> **Request**: Find the string "this" in the data, then copy every line where it is found.

Web page code records:
──────
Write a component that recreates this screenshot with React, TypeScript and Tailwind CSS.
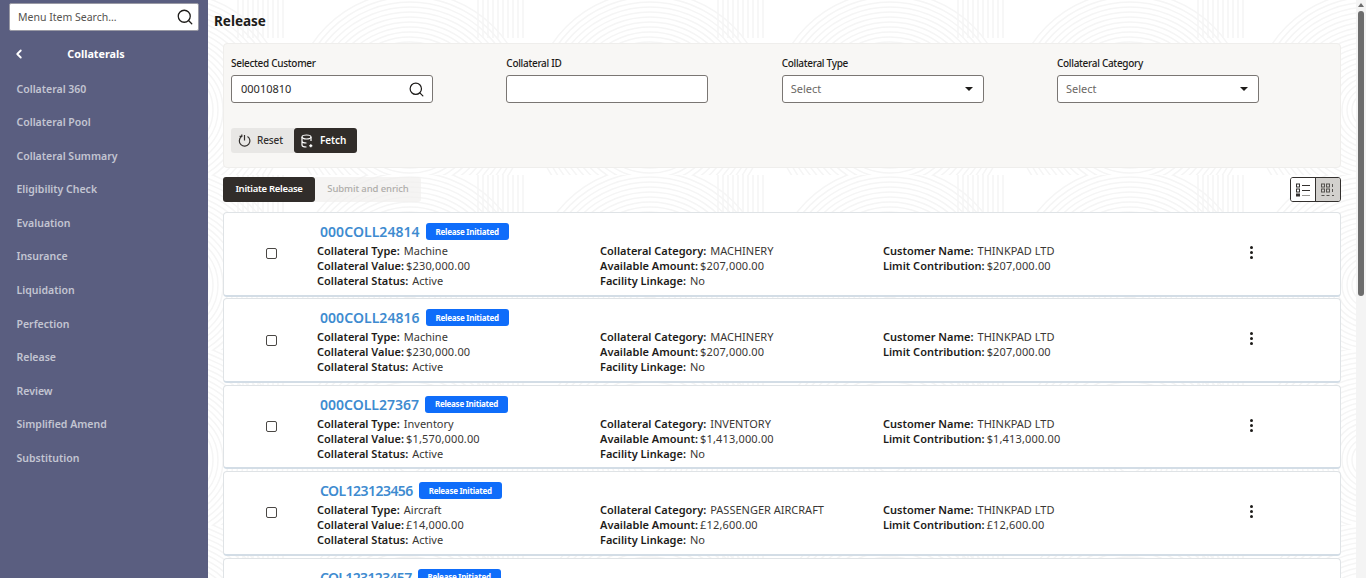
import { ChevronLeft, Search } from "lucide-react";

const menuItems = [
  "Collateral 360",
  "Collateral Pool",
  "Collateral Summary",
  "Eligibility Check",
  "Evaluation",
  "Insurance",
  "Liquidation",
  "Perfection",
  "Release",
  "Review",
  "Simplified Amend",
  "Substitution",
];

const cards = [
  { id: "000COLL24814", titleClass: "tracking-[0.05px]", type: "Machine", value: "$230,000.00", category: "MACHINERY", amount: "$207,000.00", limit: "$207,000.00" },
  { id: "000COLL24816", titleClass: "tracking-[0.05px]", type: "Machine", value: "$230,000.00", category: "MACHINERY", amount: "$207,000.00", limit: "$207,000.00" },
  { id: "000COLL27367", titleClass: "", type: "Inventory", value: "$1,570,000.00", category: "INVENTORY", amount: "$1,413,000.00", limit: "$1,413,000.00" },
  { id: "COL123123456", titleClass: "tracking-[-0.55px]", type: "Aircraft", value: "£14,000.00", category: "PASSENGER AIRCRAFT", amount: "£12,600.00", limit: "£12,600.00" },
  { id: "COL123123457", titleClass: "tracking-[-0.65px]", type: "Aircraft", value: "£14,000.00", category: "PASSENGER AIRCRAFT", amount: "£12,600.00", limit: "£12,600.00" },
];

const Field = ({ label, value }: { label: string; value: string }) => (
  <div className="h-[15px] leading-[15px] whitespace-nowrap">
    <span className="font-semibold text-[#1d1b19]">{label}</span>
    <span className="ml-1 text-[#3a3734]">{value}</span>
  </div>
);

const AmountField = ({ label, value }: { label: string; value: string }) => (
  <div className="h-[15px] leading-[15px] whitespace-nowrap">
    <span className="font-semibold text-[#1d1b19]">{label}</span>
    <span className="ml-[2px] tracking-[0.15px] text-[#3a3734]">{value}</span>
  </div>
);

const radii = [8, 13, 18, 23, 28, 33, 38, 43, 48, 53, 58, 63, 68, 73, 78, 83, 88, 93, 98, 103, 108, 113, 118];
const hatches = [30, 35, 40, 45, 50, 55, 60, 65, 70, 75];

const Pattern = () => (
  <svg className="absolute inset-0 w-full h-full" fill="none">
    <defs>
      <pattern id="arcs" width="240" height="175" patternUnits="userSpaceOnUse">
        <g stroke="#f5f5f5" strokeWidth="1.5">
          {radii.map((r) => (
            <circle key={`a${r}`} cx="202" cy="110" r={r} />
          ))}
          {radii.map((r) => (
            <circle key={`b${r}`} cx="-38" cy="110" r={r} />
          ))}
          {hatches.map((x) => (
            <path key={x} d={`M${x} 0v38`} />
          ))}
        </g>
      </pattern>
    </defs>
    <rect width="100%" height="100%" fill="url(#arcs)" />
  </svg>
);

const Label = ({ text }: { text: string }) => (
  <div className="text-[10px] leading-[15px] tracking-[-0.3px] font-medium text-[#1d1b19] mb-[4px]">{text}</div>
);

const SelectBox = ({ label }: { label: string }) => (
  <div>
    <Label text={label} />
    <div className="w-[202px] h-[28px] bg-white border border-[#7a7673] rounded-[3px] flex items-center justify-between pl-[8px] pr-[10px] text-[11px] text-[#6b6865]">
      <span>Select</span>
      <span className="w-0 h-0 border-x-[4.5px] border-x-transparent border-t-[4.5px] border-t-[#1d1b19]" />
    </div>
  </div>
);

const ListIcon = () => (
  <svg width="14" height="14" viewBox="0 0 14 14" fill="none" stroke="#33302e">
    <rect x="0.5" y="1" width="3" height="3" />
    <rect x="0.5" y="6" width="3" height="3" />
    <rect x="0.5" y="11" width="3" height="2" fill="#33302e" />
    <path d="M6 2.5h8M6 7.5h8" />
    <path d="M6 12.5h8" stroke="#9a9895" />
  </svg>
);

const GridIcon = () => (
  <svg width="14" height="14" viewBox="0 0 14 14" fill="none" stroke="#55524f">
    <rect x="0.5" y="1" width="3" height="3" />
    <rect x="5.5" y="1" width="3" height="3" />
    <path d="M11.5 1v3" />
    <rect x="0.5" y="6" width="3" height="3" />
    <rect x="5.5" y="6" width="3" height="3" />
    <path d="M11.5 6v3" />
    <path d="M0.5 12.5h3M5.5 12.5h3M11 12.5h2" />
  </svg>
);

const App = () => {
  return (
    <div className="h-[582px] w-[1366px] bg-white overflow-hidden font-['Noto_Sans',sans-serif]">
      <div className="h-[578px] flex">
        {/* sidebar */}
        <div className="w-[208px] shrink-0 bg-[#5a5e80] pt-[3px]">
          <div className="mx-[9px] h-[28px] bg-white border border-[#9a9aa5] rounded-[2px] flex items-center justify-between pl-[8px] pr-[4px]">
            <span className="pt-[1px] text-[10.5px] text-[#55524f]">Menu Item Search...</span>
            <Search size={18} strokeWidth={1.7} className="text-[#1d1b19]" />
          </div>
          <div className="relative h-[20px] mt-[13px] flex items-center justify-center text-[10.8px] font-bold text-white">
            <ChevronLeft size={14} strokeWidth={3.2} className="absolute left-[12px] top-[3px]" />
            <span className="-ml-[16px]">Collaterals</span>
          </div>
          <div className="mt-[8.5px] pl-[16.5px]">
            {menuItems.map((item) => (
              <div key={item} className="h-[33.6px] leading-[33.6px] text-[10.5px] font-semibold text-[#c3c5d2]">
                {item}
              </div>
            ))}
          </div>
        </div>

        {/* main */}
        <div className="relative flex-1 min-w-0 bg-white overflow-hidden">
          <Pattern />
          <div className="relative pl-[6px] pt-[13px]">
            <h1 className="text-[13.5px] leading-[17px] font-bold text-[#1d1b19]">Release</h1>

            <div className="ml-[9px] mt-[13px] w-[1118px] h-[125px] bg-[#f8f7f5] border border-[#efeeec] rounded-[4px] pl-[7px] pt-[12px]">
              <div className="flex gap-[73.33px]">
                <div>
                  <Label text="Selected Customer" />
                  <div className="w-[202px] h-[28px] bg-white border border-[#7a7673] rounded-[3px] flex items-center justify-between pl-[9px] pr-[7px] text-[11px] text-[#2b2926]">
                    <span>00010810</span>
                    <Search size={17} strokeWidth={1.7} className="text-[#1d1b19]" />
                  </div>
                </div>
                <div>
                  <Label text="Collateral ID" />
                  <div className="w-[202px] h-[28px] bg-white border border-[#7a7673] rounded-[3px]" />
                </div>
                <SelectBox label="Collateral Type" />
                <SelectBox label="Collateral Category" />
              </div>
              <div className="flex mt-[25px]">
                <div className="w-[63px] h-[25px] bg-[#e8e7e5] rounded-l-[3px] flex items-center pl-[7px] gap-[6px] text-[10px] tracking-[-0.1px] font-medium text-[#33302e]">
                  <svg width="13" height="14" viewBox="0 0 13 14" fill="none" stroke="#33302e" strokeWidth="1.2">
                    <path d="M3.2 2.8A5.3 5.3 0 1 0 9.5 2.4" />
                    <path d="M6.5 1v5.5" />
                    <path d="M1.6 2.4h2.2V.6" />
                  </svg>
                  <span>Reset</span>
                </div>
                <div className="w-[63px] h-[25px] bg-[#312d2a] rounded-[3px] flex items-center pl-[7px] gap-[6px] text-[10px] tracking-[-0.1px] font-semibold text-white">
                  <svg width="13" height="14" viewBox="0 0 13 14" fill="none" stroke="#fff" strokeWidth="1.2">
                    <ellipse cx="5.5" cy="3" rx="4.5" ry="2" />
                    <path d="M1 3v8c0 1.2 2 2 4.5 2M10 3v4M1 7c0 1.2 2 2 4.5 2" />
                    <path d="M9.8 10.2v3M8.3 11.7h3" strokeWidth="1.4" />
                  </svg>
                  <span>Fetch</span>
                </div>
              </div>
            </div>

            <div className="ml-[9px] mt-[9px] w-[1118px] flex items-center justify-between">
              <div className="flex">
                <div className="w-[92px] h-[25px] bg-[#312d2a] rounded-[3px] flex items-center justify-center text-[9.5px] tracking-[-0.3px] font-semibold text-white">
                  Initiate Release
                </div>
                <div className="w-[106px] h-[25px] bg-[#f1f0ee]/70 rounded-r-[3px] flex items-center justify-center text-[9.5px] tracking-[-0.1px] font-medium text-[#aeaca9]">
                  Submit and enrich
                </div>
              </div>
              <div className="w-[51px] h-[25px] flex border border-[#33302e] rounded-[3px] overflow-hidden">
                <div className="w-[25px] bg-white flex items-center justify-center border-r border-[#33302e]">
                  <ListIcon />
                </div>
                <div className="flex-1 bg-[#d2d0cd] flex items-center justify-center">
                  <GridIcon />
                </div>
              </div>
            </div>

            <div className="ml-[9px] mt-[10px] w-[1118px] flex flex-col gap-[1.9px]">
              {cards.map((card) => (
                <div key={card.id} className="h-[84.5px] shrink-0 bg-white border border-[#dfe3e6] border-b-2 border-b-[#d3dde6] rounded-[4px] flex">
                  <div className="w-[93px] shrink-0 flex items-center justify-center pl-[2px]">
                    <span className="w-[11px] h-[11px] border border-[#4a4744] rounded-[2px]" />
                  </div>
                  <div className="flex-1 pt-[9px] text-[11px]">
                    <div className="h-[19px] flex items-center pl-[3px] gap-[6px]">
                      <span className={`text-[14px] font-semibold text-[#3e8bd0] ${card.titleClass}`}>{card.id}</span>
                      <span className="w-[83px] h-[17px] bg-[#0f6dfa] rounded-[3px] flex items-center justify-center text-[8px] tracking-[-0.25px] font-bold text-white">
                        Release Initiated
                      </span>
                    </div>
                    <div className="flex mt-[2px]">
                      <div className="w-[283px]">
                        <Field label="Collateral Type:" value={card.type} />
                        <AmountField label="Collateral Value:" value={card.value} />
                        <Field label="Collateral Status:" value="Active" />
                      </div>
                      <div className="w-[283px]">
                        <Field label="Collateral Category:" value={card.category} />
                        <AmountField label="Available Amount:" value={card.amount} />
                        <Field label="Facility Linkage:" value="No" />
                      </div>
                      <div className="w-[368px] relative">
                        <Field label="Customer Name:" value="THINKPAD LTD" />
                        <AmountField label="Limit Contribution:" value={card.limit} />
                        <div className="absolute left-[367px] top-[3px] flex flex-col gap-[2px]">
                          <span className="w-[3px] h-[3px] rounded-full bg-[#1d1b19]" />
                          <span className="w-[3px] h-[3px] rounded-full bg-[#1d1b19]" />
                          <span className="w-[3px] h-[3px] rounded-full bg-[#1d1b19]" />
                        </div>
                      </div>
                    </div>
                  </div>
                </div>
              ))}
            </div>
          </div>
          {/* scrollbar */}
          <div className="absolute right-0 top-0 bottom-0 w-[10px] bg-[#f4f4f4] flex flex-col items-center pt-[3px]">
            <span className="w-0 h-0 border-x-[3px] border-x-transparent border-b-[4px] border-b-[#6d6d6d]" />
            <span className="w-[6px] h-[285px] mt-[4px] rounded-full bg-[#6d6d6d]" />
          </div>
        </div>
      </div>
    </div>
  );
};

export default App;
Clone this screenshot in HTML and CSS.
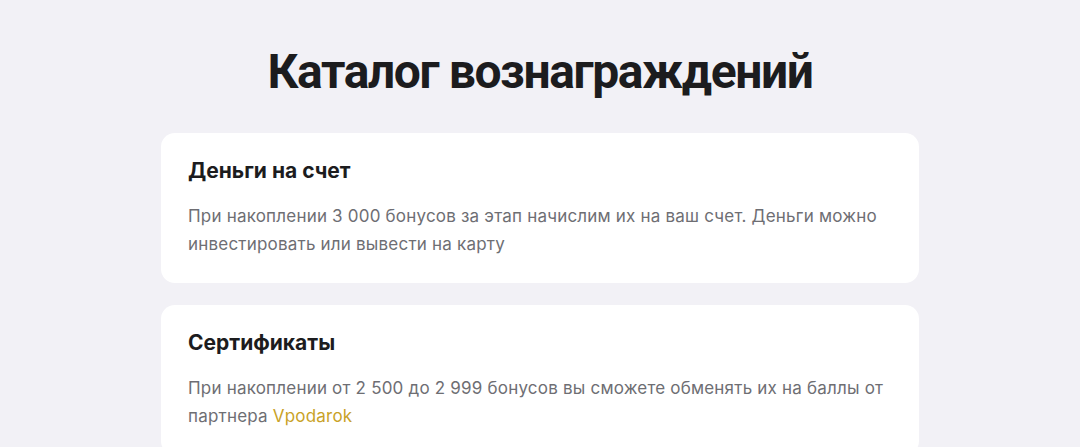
──────
> **Full output**:
Write a component that recreates this screenshot with React, TypeScript and Tailwind CSS.
Clone this screenshot in HTML and CSS.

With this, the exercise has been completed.